__THE TASK__
Extract each line of the material that follows exactly and omit its pictures.

:: INFORMATION SHOWN ::

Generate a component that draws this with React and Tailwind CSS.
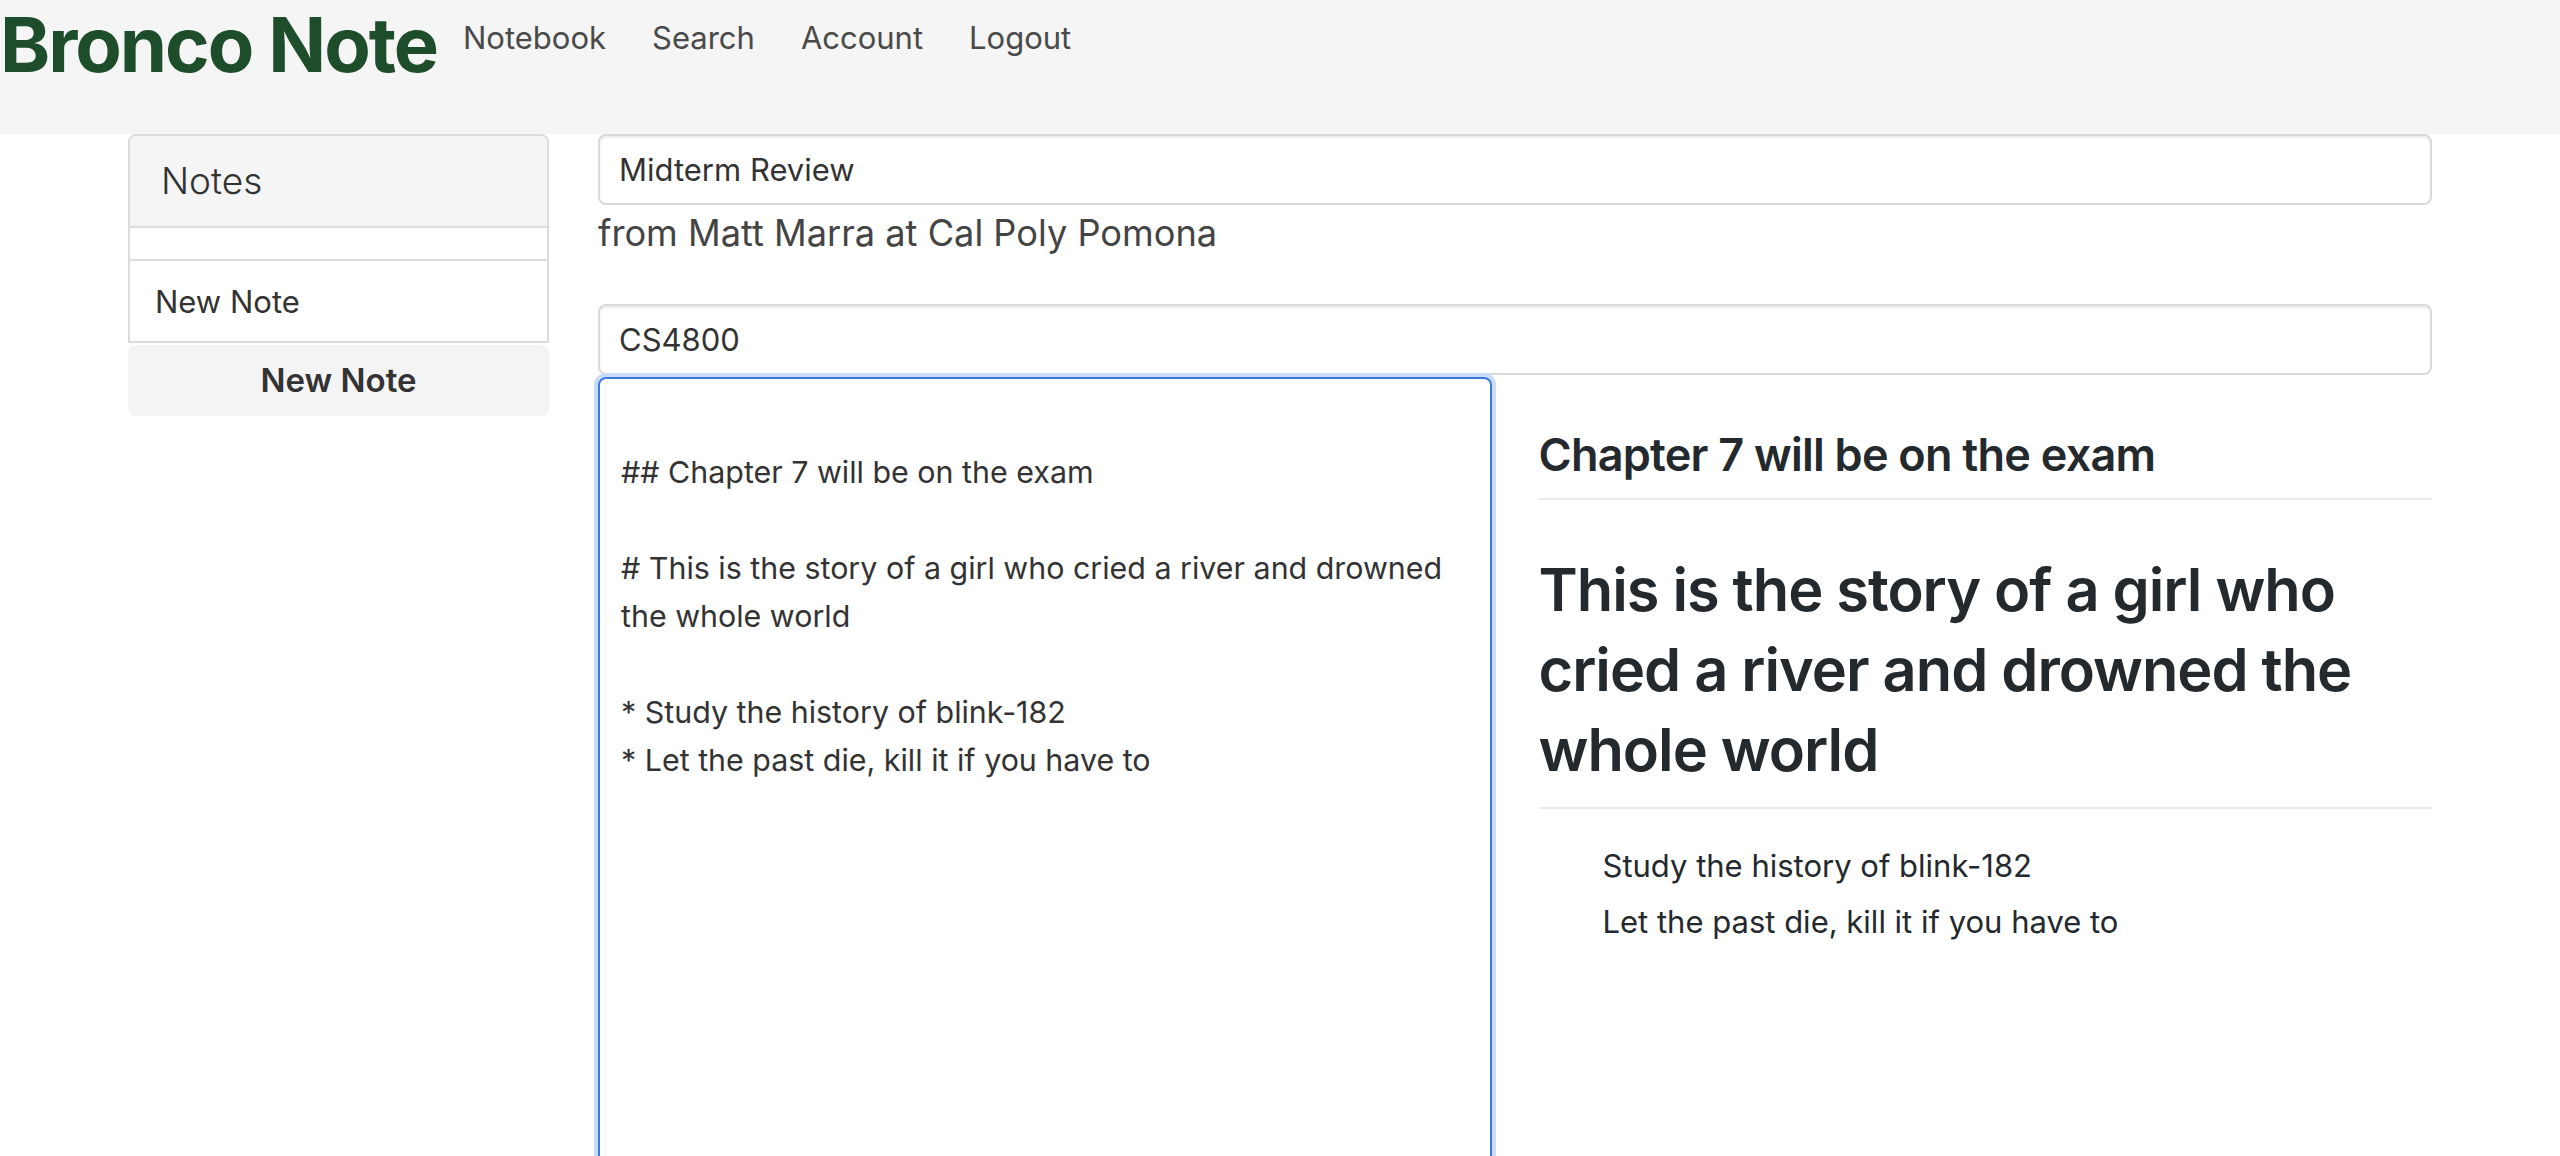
import { useState } from 'react';

const noteText =
  '\n## Chapter 7 will be on the exam\n\n# This is the story of a girl who cried a river and drowned the whole world\n\n* Study the history of blink-182\n* Let the past die, kill it if you have to';

export default function App() {
  const [title, setTitle] = useState('Midterm Review');
  const [course, setCourse] = useState('CS4800');
  const [body, setBody] = useState(noteText);

  return (
    <div className="min-h-screen bg-white font-['Inter',sans-serif]">
      {/* Navbar */}
      <header className="h-[134px] bg-[#f5f5f5] flex items-start">
        <a className="mt-[6px] text-[76px] leading-none font-bold tracking-[-0.027em] text-[#1e4d2b]">
          Bronco Note
        </a>
        <nav className="flex gap-[46px] ml-[26px] mt-[22px] text-[31px] leading-none text-[#4a4a4a]">
          <a>Notebook</a>
          <a>Search</a>
          <a>Account</a>
          <a>Logout</a>
        </nav>
      </header>

      <div className="flex px-[128px] gap-[49px]">
        {/* Sidebar */}
        <aside className="w-[421px] shrink-0">
          <div className="border-2 border-[#dcdcdc] rounded-t-[8px] text-[#333]">
            <div className="h-[92px] bg-[#f5f5f5] border-b-2 border-[#dcdcdc] rounded-t-[6px] flex items-center pl-[31px]">
              <h3 className="text-[37px] font-light">Notes</h3>
            </div>
            <div className="h-[33px] border-b-2 border-[#dcdcdc]" />
            <div className="h-[80px] flex items-center pl-[25px] pt-[2px] text-[31px]">New Note</div>
          </div>
          <button className="mt-[2px] w-full h-[71px] rounded-[8px] bg-[#f4f4f4] text-[33px] font-semibold text-[#333]">
            New Note
          </button>
        </aside>

        {/* Editor */}
        <main className="flex-1">
          <input
            value={title}
            onChange={(e) => setTitle(e.target.value)}
            className="block w-full h-[71px] border-2 border-[#d9d9d9] rounded-[8px] shadow-[inset_0_2px_2px_rgba(0,0,0,0.075)] px-[19px] text-[31px] text-[#333] outline-none"
          />
          <p className="text-[36.2px] leading-[57px] text-[#444] mb-[42px]">from Matt Marra at Cal Poly Pomona</p>
          <input
            value={course}
            onChange={(e) => setCourse(e.target.value)}
            className="block w-full h-[71px] border-2 border-[#d9d9d9] rounded-[8px] shadow-[inset_0_2px_2px_rgba(0,0,0,0.075)] px-[19px] text-[31px] text-[#333] outline-none"
          />

          <div className="grid grid-cols-2 gap-[47px] mt-[2px]">
            <textarea
              value={body}
              onChange={(e) => setBody(e.target.value)}
              className="block w-full h-[820px] resize-none border-2 border-[#3b78e0] rounded-[8px] shadow-[0_0_0_4px_#c9dbf5] px-[21px] pt-[21px] text-[30.4px] leading-[48px] text-[#333] outline-none"
            />

            <div className="pt-[48px] text-[#24292e]">
              <h2 className="text-[45px] leading-[60px] font-semibold tracking-[-0.017em] pb-[13px] border-b-2 border-[#eaecef]">
                Chapter 7 will be on the exam
              </h2>
              <h1 className="mt-[49px] text-[59.5px] leading-[80px] font-semibold tracking-[-0.017em] pb-[18px] border-b-2 border-[#eaecef]">
                This is the story of a girl who cried a river and drowned the whole world
              </h1>
              <ul className="mt-[33px] pl-[64px] text-[31px] leading-[48px] space-y-[8px]">
                <li>Study the history of blink-182</li>
                <li>Let the past die, kill it if you have to</li>
              </ul>
            </div>
          </div>
        </main>
      </div>
    </div>
  );
}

:::

__PROBLEM SOLUTION__
Generate a component that draws this with React and Tailwind CSS.
import { useState } from 'react';

const noteText =
  '\n## Chapter 7 will be on the exam\n\n# This is the story of a girl who cried a river and drowned the whole world\n\n* Study the history of blink-182\n* Let the past die, kill it if you have to';

export default function App() {
  const [title, setTitle] = useState('Midterm Review');
  const [course, setCourse] = useState('CS4800');
  const [body, setBody] = useState(noteText);

  return (
    <div className="min-h-screen bg-white font-['Inter',sans-serif]">
      {/* Navbar */}
      <header className="h-[134px] bg-[#f5f5f5] flex items-start">
        <a className="mt-[6px] text-[76px] leading-none font-bold tracking-[-0.027em] text-[#1e4d2b]">
          Bronco Note
        </a>
        <nav className="flex gap-[46px] ml-[26px] mt-[22px] text-[31px] leading-none text-[#4a4a4a]">
          <a>Notebook</a>
          <a>Search</a>
          <a>Account</a>
          <a>Logout</a>
        </nav>
      </header>

      <div className="flex px-[128px] gap-[49px]">
        {/* Sidebar */}
        <aside className="w-[421px] shrink-0">
          <div className="border-2 border-[#dcdcdc] rounded-t-[8px] text-[#333]">
            <div className="h-[92px] bg-[#f5f5f5] border-b-2 border-[#dcdcdc] rounded-t-[6px] flex items-center pl-[31px]">
              <h3 className="text-[37px] font-light">Notes</h3>
            </div>
            <div className="h-[33px] border-b-2 border-[#dcdcdc]" />
            <div className="h-[80px] flex items-center pl-[25px] pt-[2px] text-[31px]">New Note</div>
          </div>
          <button className="mt-[2px] w-full h-[71px] rounded-[8px] bg-[#f4f4f4] text-[33px] font-semibold text-[#333]">
            New Note
          </button>
        </aside>

        {/* Editor */}
        <main className="flex-1">
          <input
            value={title}
            onChange={(e) => setTitle(e.target.value)}
            className="block w-full h-[71px] border-2 border-[#d9d9d9] rounded-[8px] shadow-[inset_0_2px_2px_rgba(0,0,0,0.075)] px-[19px] text-[31px] text-[#333] outline-none"
          />
          <p className="text-[36.2px] leading-[57px] text-[#444] mb-[42px]">from Matt Marra at Cal Poly Pomona</p>
          <input
            value={course}
            onChange={(e) => setCourse(e.target.value)}
            className="block w-full h-[71px] border-2 border-[#d9d9d9] rounded-[8px] shadow-[inset_0_2px_2px_rgba(0,0,0,0.075)] px-[19px] text-[31px] text-[#333] outline-none"
          />

          <div className="grid grid-cols-2 gap-[47px] mt-[2px]">
            <textarea
              value={body}
              onChange={(e) => setBody(e.target.value)}
              className="block w-full h-[820px] resize-none border-2 border-[#3b78e0] rounded-[8px] shadow-[0_0_0_4px_#c9dbf5] px-[21px] pt-[21px] text-[30.4px] leading-[48px] text-[#333] outline-none"
            />

            <div className="pt-[48px] text-[#24292e]">
              <h2 className="text-[45px] leading-[60px] font-semibold tracking-[-0.017em] pb-[13px] border-b-2 border-[#eaecef]">
                Chapter 7 will be on the exam
              </h2>
              <h1 className="mt-[49px] text-[59.5px] leading-[80px] font-semibold tracking-[-0.017em] pb-[18px] border-b-2 border-[#eaecef]">
                This is the story of a girl who cried a river and drowned the whole world
              </h1>
              <ul className="mt-[33px] pl-[64px] text-[31px] leading-[48px] space-y-[8px]">
                <li>Study the history of blink-182</li>
                <li>Let the past die, kill it if you have to</li>
              </ul>
            </div>
          </div>
        </main>
      </div>
    </div>
  );
}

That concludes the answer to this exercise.